LLMs are increasingly capable of persuasion, which raises the question of how to protect users against manipulation. In a preregistered user study (N=120) across four decision-making scenarios, we find that an adversarial LLM with a hidden goal succeeds in steering users' decisions 65.4% of the time. We then introduce a "warden" model: a secondary LLM that monitors the human-AI interaction trace in real time and issues non-binding, private advisories to the user when it detects manipulation. Adding a warden more than halves the adversary's success rate to 30.4%, with a much smaller (8.6 percentage points) reduction for genuine interactions.
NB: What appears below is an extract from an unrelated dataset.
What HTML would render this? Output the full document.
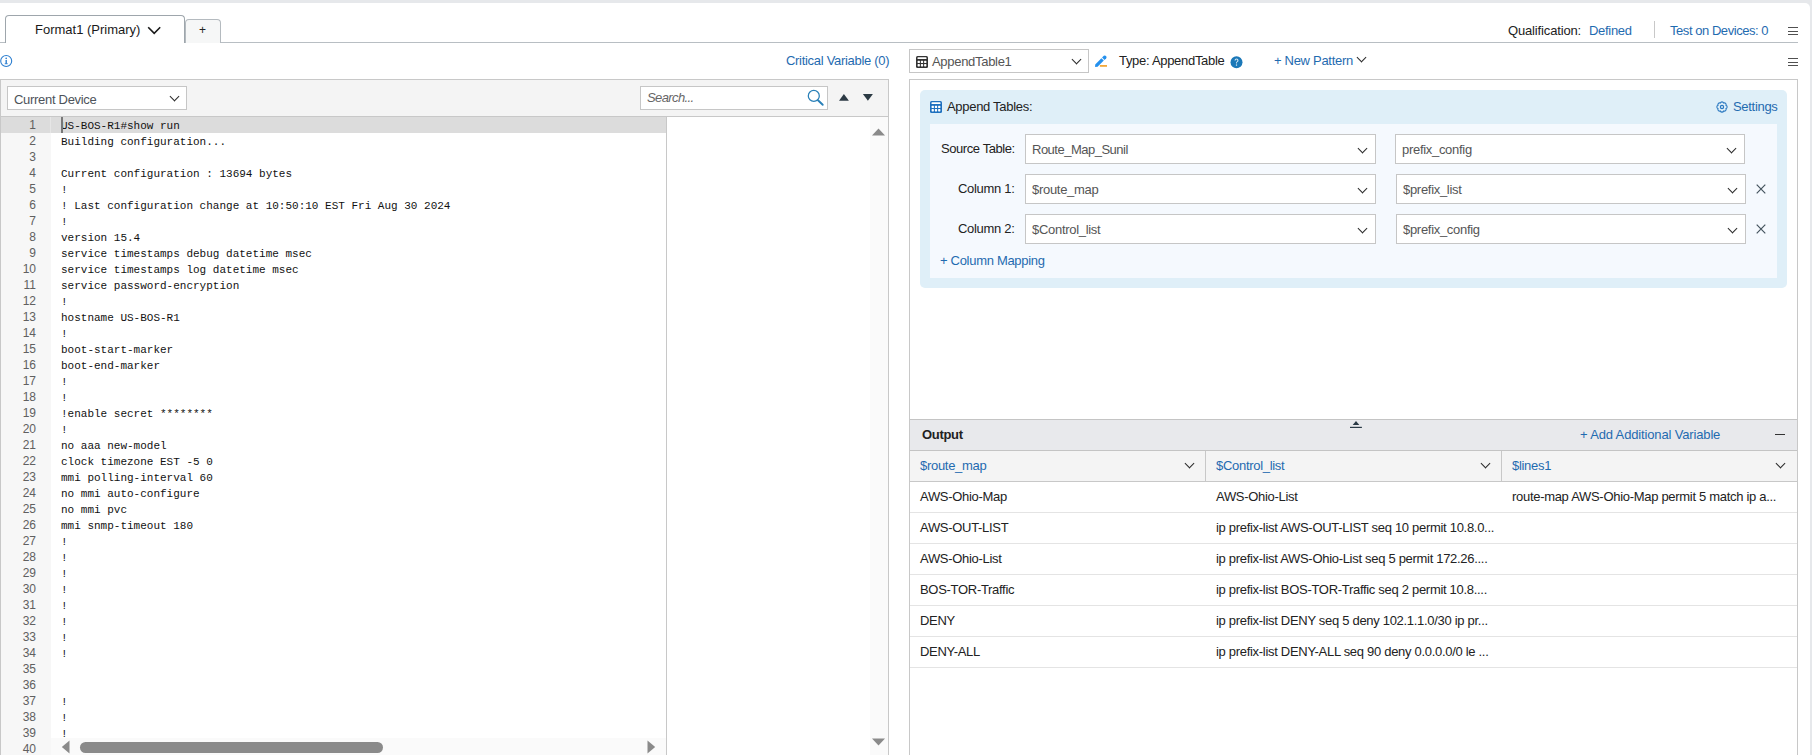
<!DOCTYPE html>
<html><head><meta charset="utf-8">
<style>
*{box-sizing:border-box;margin:0;padding:0}
html,body{width:1812px;height:755px;overflow:hidden;background:#e6e8eb;font-family:"Liberation Sans",sans-serif;font-size:13px;color:#222}
.abs{position:absolute}
.page{position:absolute;left:0;top:3px;width:1810px;height:760px;background:#fff;border-top-right-radius:5px}
.t{position:absolute;white-space:pre;line-height:16px;letter-spacing:-0.3px}
.blue{color:#1f6bb0}
.hl{position:absolute;background:#c9cdd1}
.box{position:absolute;background:#fff;border:1px solid #c6c6c6}
.chev{position:absolute;width:7px;height:7px;border-right:1.4px solid #333;border-bottom:1.4px solid #333;transform:rotate(45deg)}
.code{position:absolute;left:61px;top:117.5px;font-family:"Liberation Mono",monospace;font-size:11px;line-height:16px;color:#111;white-space:pre}
.gut{position:absolute;left:1px;top:117px;width:35px;font-family:"Liberation Sans",sans-serif;font-size:12px;line-height:16px;color:#606060;text-align:right;white-space:pre}
</style></head><body>
<div class="page"></div>

<!-- tabs -->
<div class="hl" style="left:0;top:42px;width:1798px;height:1px;background:#b8bec3"></div>
<div class="abs" style="left:5px;top:15px;width:180px;height:28px;background:#fff;border:1px solid #9ea6ac;border-bottom:none;border-radius:4px 4px 0 0"></div>
<div class="t" style="left:35px;top:22px;letter-spacing:0;color:#1a1a1a">Format1 (Primary)</div>
<svg class="abs" style="left:147px;top:26px" width="15" height="9" viewBox="0 0 15 9"><path d="M1.2 1.2 L7.2 7.4 L13.2 1.2" fill="none" stroke="#1a1a1a" stroke-width="1.6"/></svg>
<div class="abs" style="left:185px;top:19px;width:36px;height:24px;background:#f6f7f7;border:1px solid #b4babf;border-bottom:none;border-radius:4px 4px 0 0"></div>
<div class="t" style="left:199px;top:22px;font-size:12px;color:#222">+</div>

<div class="t" style="left:1508px;top:23px;letter-spacing:-0.15px">Qualification:</div>
<div class="t blue" style="left:1589px;top:23px">Defined</div>
<div class="hl" style="left:1654px;top:21px;width:1px;height:17px;background:#c8c8c8"></div>
<div class="t blue" style="left:1670px;top:23px;letter-spacing:-0.45px">Test on Devices: 0</div>
<div class="hl" style="left:1788px;top:27px;width:10px;height:1px;background:#505050"></div>
<div class="hl" style="left:1788px;top:30.5px;width:10px;height:1px;background:#505050"></div>
<div class="hl" style="left:1788px;top:34px;width:10px;height:1px;background:#505050"></div>

<!-- info icon -->
<svg class="abs" style="left:0;top:54px" width="14" height="14" viewBox="0 0 14 14"><circle cx="6.2" cy="7" r="5.5" fill="none" stroke="#2d7fd0" stroke-width="1.1"/><circle cx="6.2" cy="4.4" r="0.8" fill="#2d7fd0"/><rect x="5.5" y="6" width="1.4" height="3.8" fill="#2d7fd0"/><rect x="4.7" y="9.3" width="3" height="0.9" fill="#2d7fd0"/></svg>
<div class="t blue" style="left:786px;top:53px">Critical Variable (0)</div>

<!-- LEFT PANEL -->
<div class="abs" style="left:0;top:79px;width:889px;height:700px;border:1px solid #c8c8c8;background:#fff"></div>
<div class="abs" style="left:1px;top:80px;width:887px;height:37px;background:#f4f4f4;border-bottom:1px solid #c8c8c8"></div>

<!-- left toolbar -->
<div class="box" style="left:7px;top:86px;width:180px;height:24px"></div>
<div class="t" style="left:14px;top:92px;color:#4d535a">Current Device</div>
<div class="chev" style="left:171px;top:93px;width:7px;height:7px;border-width:1.5px;border-color:#2a2a2a"></div>
<div class="box" style="left:640px;top:86px;width:188px;height:24px"></div>
<div class="t" style="left:647px;top:90px;color:#666;font-style:italic;letter-spacing:-0.6px">Search...</div>
<svg class="abs" style="left:806px;top:89px" width="19" height="18" viewBox="0 0 19 18"><circle cx="7.8" cy="6.9" r="5.5" fill="none" stroke="#2a80b8" stroke-width="1.25"/><line x1="12" y1="11.2" x2="16.7" y2="15.8" stroke="#2a80b8" stroke-width="1.9" stroke-linecap="round"/></svg>
<svg class="abs" style="left:838px;top:93px" width="12" height="9" viewBox="0 0 12 9"><path d="M1 7.8 L5.9 1.1 L10.9 7.8Z" fill="#2c3a44"/></svg>
<svg class="abs" style="left:862px;top:93px" width="12" height="9" viewBox="0 0 12 9"><path d="M0.9 0.9 L5.9 7.8 L10.9 0.9Z" fill="#2c3a44"/></svg>

<!-- code editor -->
<div class="abs" style="left:1px;top:117px;width:50px;height:640px;background:#f7f7f7"></div>
<div class="abs" style="left:1px;top:117px;width:665px;height:16px;background:#dcdcdc"></div>
<div class="abs" style="left:50px;top:117px;width:1px;height:16px;background:#e6e6e6"></div>
<div class="abs" style="left:666px;top:117px;width:1px;height:640px;background:#c8c8c8"></div>
<div class="abs" style="left:870px;top:117px;width:18px;height:640px;background:#fafafa"></div>
<div class="gut">1
2
3
4
5
6
7
8
9
10
11
12
13
14
15
16
17
18
19
20
21
22
23
24
25
26
27
28
29
30
31
32
33
34
35
36
37
38
39
40</div>
<div class="code">US-BOS-R1#show run
Building configuration...

Current configuration : 13694 bytes
!
! Last configuration change at 10:50:10 EST Fri Aug 30 2024
!
version 15.4
service timestamps debug datetime msec
service timestamps log datetime msec
service password-encryption
!
hostname US-BOS-R1
!
boot-start-marker
boot-end-marker
!
!
!enable secret ********
!
no aaa new-model
clock timezone EST -5 0
mmi polling-interval 60
no mmi auto-configure
no mmi pvc
mmi snmp-timeout 180
!
!
!
!
!
!
!
!


!
!
!</div>
<div class="abs" style="left:61px;top:117px;width:2px;height:16px;background:#777"></div>
<svg class="abs" style="left:872px;top:128px" width="14" height="8" viewBox="0 0 14 8"><path d="M0 7.5 L6.5 0.5 L13 7.5Z" fill="#8a8a8a"/></svg>
<svg class="abs" style="left:872px;top:738px" width="14" height="8" viewBox="0 0 14 8"><path d="M0 0.5 L6.5 7.5 L13 0.5Z" fill="#8a8a8a"/></svg>
<div class="abs" style="left:51px;top:738px;width:615px;height:20px;background:#fafafa"></div>
<svg class="abs" style="left:61px;top:740px" width="9" height="15" viewBox="0 0 9 15"><path d="M8.5 0.5 L0.8 7 L8.5 13.5Z" fill="#8a8a8a"/></svg>
<svg class="abs" style="left:647px;top:740px" width="9" height="15" viewBox="0 0 9 15"><path d="M0.5 0.5 L8.2 7 L0.5 13.5Z" fill="#8a8a8a"/></svg>
<div class="abs" style="left:80px;top:742px;width:303px;height:11px;background:#8a8a8a;border-radius:6px"></div>

<!-- RIGHT PANEL top toolbar -->
<div class="box" style="left:909px;top:49px;width:180px;height:24px"></div>
<svg class="abs" style="left:916px;top:56px" width="12" height="12" viewBox="0 0 12 12"><rect x="0" y="0" width="12" height="12" rx="1.5" fill="#333"/><rect x="1.5" y="1.3" width="9" height="1.7" rx="0.6" fill="#fff"/><rect x="1.6" y="4.8" width="2.3" height="2.3" rx="0.6" fill="#fff"/><rect x="4.85" y="4.8" width="2.3" height="2.3" rx="0.6" fill="#fff"/><rect x="8.1" y="4.8" width="2.3" height="2.3" rx="0.6" fill="#fff"/><rect x="1.6" y="8.1" width="2.3" height="2.3" rx="0.6" fill="#fff"/><rect x="4.85" y="8.1" width="2.3" height="2.3" rx="0.6" fill="#fff"/><rect x="8.1" y="8.1" width="2.3" height="2.3" rx="0.6" fill="#fff"/></svg>
<div class="t" style="left:932px;top:54px;color:#555">AppendTable1</div>
<div class="chev" style="left:1073px;top:56px;width:7px;height:7px;border-width:1.5px;border-color:#2a2a2a"></div>
<svg class="abs" style="left:1094px;top:54px" width="14" height="14" viewBox="0 0 14 14"><path d="M1.1 12.9 L1.2 10.4 L7.4 4.2 L9.8 6.6 L3.6 12.8 Z" fill="#2490ee"/><path d="M8.1 3.5 L9.8 1.8 Q11 1 12.2 2.2 L12.2 2.2 Q13 3.3 12.2 4.2 L10.5 5.9 Z" fill="#2490ee"/><rect x="5.9" y="11" width="7.1" height="1.8" fill="#f2a93b"/></svg>
<div class="t" style="left:1119px;top:53px;color:#222">Type: AppendTable</div>
<svg class="abs" style="left:1229.5px;top:55.5px" width="13" height="13" viewBox="0 0 13 13"><circle cx="6.5" cy="6.3" r="6" fill="#1b78b8"/><path d="M4.5 4.6 Q4.6 2.6 6.5 2.6 Q8.5 2.6 8.5 4.4 Q8.5 5.5 7.4 6.1 Q6.9 6.5 6.9 7.4 L6 7.4 Q6 6.1 6.8 5.5 Q7.4 5 7.4 4.4 Q7.4 3.6 6.5 3.6 Q5.6 3.6 5.6 4.6 Z" fill="#d6e8f4"/><rect x="5.9" y="8.4" width="1.2" height="1.3" fill="#d6e8f4"/></svg>
<div class="t blue" style="left:1274px;top:53px">+ New Pattern</div>
<div class="chev" style="left:1358px;top:54px;width:7px;height:7px;border-width:1.5px;border-color:#2a2a2a"></div>
<div class="hl" style="left:1788px;top:58px;width:10px;height:1px;background:#505050"></div>
<div class="hl" style="left:1788px;top:61.5px;width:10px;height:1px;background:#505050"></div>
<div class="hl" style="left:1788px;top:65px;width:10px;height:1px;background:#505050"></div>

<div class="abs" style="left:909px;top:79px;width:889px;height:700px;border:1px solid #c8c8c8;background:#fff"></div>

<!-- append tables blue panel -->
<div class="abs" style="left:920px;top:90px;width:867px;height:198px;background:#dfeff8;border-radius:5px"></div>
<svg class="abs" style="left:930px;top:101px" width="12" height="12" viewBox="0 0 12 12"><rect x="0" y="0" width="12" height="12" rx="1.5" fill="#1e70bf"/><rect x="1.5" y="1.3" width="9" height="1.7" rx="0.6" fill="#fff"/><rect x="1.6" y="4.8" width="2.3" height="2.3" rx="0.6" fill="#fff"/><rect x="4.85" y="4.8" width="2.3" height="2.3" rx="0.6" fill="#fff"/><rect x="8.1" y="4.8" width="2.3" height="2.3" rx="0.6" fill="#fff"/><rect x="1.6" y="8.1" width="2.3" height="2.3" rx="0.6" fill="#fff"/><rect x="4.85" y="8.1" width="2.3" height="2.3" rx="0.6" fill="#fff"/><rect x="8.1" y="8.1" width="2.3" height="2.3" rx="0.6" fill="#fff"/></svg>
<div class="t" style="left:947px;top:99px;color:#222">Append Tables:</div>
<svg class="abs" style="left:1715px;top:100px" width="14" height="14" viewBox="0 0 14 14"><g fill="none" stroke="#2a78c0" stroke-width="1.1"><path d="M5.35 3.03 A1.75 1.75 0 0 1 8.65 3.03 A1.75 1.75 0 0 1 10.97 5.35 A1.75 1.75 0 0 1 10.97 8.65 A1.75 1.75 0 0 1 8.65 10.97 A1.75 1.75 0 0 1 5.35 10.97 A1.75 1.75 0 0 1 3.03 8.65 A1.75 1.75 0 0 1 3.03 5.35 A1.75 1.75 0 0 1 5.35 3.03 Z"/><circle cx="7" cy="7" r="1.6" stroke-width="1.2"/></g></svg>
<div class="t blue" style="left:1733px;top:99px">Settings</div>
<div class="abs" style="left:930px;top:124px;width:847px;height:154px;background:#f5f9fe"></div>

<div class="t" style="left:941px;top:141px;color:#222;letter-spacing:-0.42px">Source Table:</div>
<div class="box" style="left:1025px;top:134px;width:351px;height:30px"></div>
<div class="t" style="left:1032px;top:142px;color:#555;letter-spacing:-0.5px">Route_Map_Sunil</div>
<div class="chev" style="left:1359px;top:145px;width:7px;height:7px;border-width:1.5px;border-color:#2a2a2a"></div>
<div class="box" style="left:1395px;top:134px;width:350px;height:30px"></div>
<div class="t" style="left:1402px;top:142px;color:#555">prefix_config</div>
<div class="chev" style="left:1728px;top:145px;width:7px;height:7px;border-width:1.5px;border-color:#2a2a2a"></div>

<div class="t" style="left:958px;top:181px;color:#222">Column 1:</div>
<div class="box" style="left:1025px;top:174px;width:351px;height:30px"></div>
<div class="t" style="left:1032px;top:182px;color:#555">$route_map</div>
<div class="chev" style="left:1359px;top:185px;width:7px;height:7px;border-width:1.5px;border-color:#2a2a2a"></div>
<div class="box" style="left:1396px;top:174px;width:350px;height:30px"></div>
<div class="t" style="left:1403px;top:182px;color:#555">$prefix_list</div>
<div class="chev" style="left:1729px;top:185px;width:7px;height:7px;border-width:1.5px;border-color:#2a2a2a"></div>
<svg class="abs" style="left:1756px;top:184px" width="10" height="10" viewBox="0 0 10 10"><path d="M0.7 0.7 L9.3 9.3 M9.3 0.7 L0.7 9.3" stroke="#44535e" stroke-width="1.2"/></svg>

<div class="t" style="left:958px;top:221px;color:#222">Column 2:</div>
<div class="box" style="left:1025px;top:214px;width:351px;height:30px"></div>
<div class="t" style="left:1032px;top:222px;color:#555">$Control_list</div>
<div class="chev" style="left:1359px;top:225px;width:7px;height:7px;border-width:1.5px;border-color:#2a2a2a"></div>
<div class="box" style="left:1396px;top:214px;width:350px;height:30px"></div>
<div class="t" style="left:1403px;top:222px;color:#555">$prefix_config</div>
<div class="chev" style="left:1729px;top:225px;width:7px;height:7px;border-width:1.5px;border-color:#2a2a2a"></div>
<svg class="abs" style="left:1756px;top:224px" width="10" height="10" viewBox="0 0 10 10"><path d="M0.7 0.7 L9.3 9.3 M9.3 0.7 L0.7 9.3" stroke="#44535e" stroke-width="1.2"/></svg>

<div class="t blue" style="left:940px;top:253px">+ Column Mapping</div>

<!-- Output -->
<div class="abs" style="left:910px;top:419px;width:887px;height:32px;background:#e8e9ec;border-top:1px solid #c4c4c4;border-bottom:1px solid #c4c4c4"></div>
<svg class="abs" style="left:1349px;top:420px" width="14" height="9" viewBox="0 0 14 9"><path d="M3.7 4.9 L7 1 L10.3 4.9Z" fill="#2a3a46"/><rect x="1" y="6.8" width="11.9" height="1.2" fill="#2a3a46"/></svg>
<div class="t" style="left:922px;top:427px;font-weight:bold;color:#222">Output</div>
<div class="t blue" style="left:1580px;top:427px;letter-spacing:-0.15px">+ Add Additional Variable</div>
<div class="hl" style="left:1775px;top:434px;width:10px;height:1.3px;background:#333"></div>

<div class="abs" style="left:910px;top:451px;width:887px;height:31px;background:#f4f4f4;border-bottom:1px solid #c8c8c8"></div>
<div class="hl" style="left:1205px;top:451px;width:1px;height:30px;background:#c8c8c8"></div>
<div class="hl" style="left:1501px;top:451px;width:1px;height:30px;background:#c8c8c8"></div>
<div class="t blue" style="left:920px;top:458px">$route_map</div>
<div class="chev" style="left:1186px;top:460px;width:7px;height:7px;border-width:1.5px;border-color:#2a2a2a"></div>
<div class="t blue" style="left:1216px;top:458px">$Control_list</div>
<div class="chev" style="left:1482px;top:460px;width:7px;height:7px;border-width:1.5px;border-color:#2a2a2a"></div>
<div class="t blue" style="left:1512px;top:458px">$lines1</div>
<div class="chev" style="left:1777px;top:460px;width:7px;height:7px;border-width:1.5px;border-color:#2a2a2a"></div>
<div class="hl" style="left:910px;top:512px;width:887px;height:1px;background:#e4e4e4"></div>
<div class="t" style="left:920px;top:489px;color:#222">AWS-Ohio-Map</div>
<div class="t" style="left:1216px;top:489px;color:#222">AWS-Ohio-List</div>
<div class="t" style="left:1512px;top:489px;color:#222">route-map AWS-Ohio-Map permit 5 match ip a...</div>
<div class="hl" style="left:910px;top:543px;width:887px;height:1px;background:#e4e4e4"></div>
<div class="t" style="left:920px;top:520px;color:#222">AWS-OUT-LIST</div>
<div class="t" style="left:1216px;top:520px;color:#222">ip prefix-list AWS-OUT-LIST seq 10 permit 10.8.0...</div>
<div class="hl" style="left:910px;top:574px;width:887px;height:1px;background:#e4e4e4"></div>
<div class="t" style="left:920px;top:551px;color:#222">AWS-Ohio-List</div>
<div class="t" style="left:1216px;top:551px;color:#222">ip prefix-list AWS-Ohio-List seq 5 permit 172.26....</div>
<div class="hl" style="left:910px;top:605px;width:887px;height:1px;background:#e4e4e4"></div>
<div class="t" style="left:920px;top:582px;color:#222">BOS-TOR-Traffic</div>
<div class="t" style="left:1216px;top:582px;color:#222">ip prefix-list BOS-TOR-Traffic seq 2 permit 10.8....</div>
<div class="hl" style="left:910px;top:636px;width:887px;height:1px;background:#e4e4e4"></div>
<div class="t" style="left:920px;top:613px;color:#222">DENY</div>
<div class="t" style="left:1216px;top:613px;color:#222">ip prefix-list DENY seq 5 deny 102.1.1.0/30 ip pr...</div>
<div class="hl" style="left:910px;top:667px;width:887px;height:1px;background:#e4e4e4"></div>
<div class="t" style="left:920px;top:644px;color:#222">DENY-ALL</div>
<div class="t" style="left:1216px;top:644px;color:#222">ip prefix-list DENY-ALL seq 90 deny 0.0.0.0/0 le ...</div>
</body></html>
To probe the mechanism behind these results, we release COAX-Bench, a simulation benchmark spanning 14 decision-making scenarios, including hiring, voting, and file access. Across 16,212 simulated multi-agent interactions, capable adversarial LLMs achieve their hidden goals in 34.7% of cases, which warden models reduce to 12.3%. Notably, even warden models substantially weaker than the adversary they oversee provide meaningful protection, suggesting a path for scalable oversight of more capable models.